Here’s a kind of map of risk perception, with frequency of bad stuff as the vertical axis and severity of bad stuff as the horizontal axis:

Nature Climate Change: risk assessment

Nature Climate ChangeClick to embiggen.

One interesting thing about this framework: in the case of extremely frequent or extremely severe risks, we quickly reach the limits of adaptation; the distance between acceptable risk and intolerable risk is quite small. In other words, if we face bad things happening very frequently, or very bad things happening, there’s very little space for adaptation. It is in that wide swath in the middle, the mid-frequency, mid-severity impacts, that adaptation will take place.

So think about, for instance, Superstorm Sandy. As it is, it seems barely to have bumped NYC into seeing climate change as a tolerable risk, i.e., something to take adaptive action on. Try to imagine, now, what it would take to bump it over the line to intolerable risk — what it would take to cause people to start abandoning coastal areas of NYC. How frequent would storms have to be? How severe?

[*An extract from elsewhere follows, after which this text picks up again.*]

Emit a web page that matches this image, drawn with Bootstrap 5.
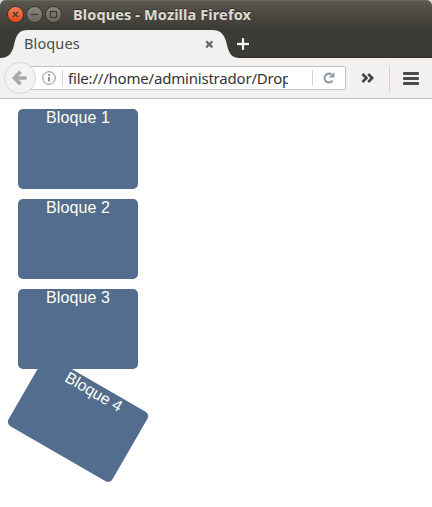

The authors begin with an example of individual risk assessment in the form of a rice farmer in South Asia. Rice yield declines 10 percent with every degree of nighttime temperature over 26 degrees C. There are near-term adaptive responses that can cushion the blow as temperature rises, but at a certain point, profitable rice farming becomes impossible. Facing intolerable risk, the farmer sells or abandons the farm.

Things get more complicated at the social or cultural level, where such individual responses are aggregated. The authors cite, as a cultural example, the mid- to late-15th century Norse Greenland society, which was around for about 400 years before … it wasn’t. They adapted and adapted to the “Little Ice Age” until finally they faced too many pressures, couldn’t adapt any more, and went bye-bye.

It’s interesting to imagine the internal discussions among the Norse Greenlanders. Surely some found the risks tolerable — i.e., were advocating action — while others still found them acceptable. And surely some found them intolerable — were unable to maintain their own practices and lifestyles — while others still found them tolerable. Different individuals assess risk differently. And crucially, debates over what is acceptable vs. tolerable vs. intolerable risk can slow collective responses.

There’s also a rather obvious point to make here about equity, though the authors do not make it. The members of a society with the most economic or political power will also be the ones most buffered against risk. As the last to be adversely affected by risks, they will be the least inclined to take adaptive action, especially if it’s expensive. And because they are also the ones with the most political influence, they will be able to delay collective action even as risks are ravaging the more vulnerable.

To put the point more bluntly: The 1 percent can delay adaptive action even when the 99 percent are suffering. By the time the 1 percent are swayed to action, the risks to the broader collective may already have become intolerable. Thus do the social limits of adaptation bite harder, and faster, than any physical or economic limits.

We badly need further research into these areas, to help us understand individual limits to adaptation and how they aggregate into social limits on adaptation. Only then can we accurately forecast the impacts of climate change. “Identifying ‘dangerous climate change’,” the authors write, “relies on understanding which actors will be affected and whether they are facing adaptation limits.”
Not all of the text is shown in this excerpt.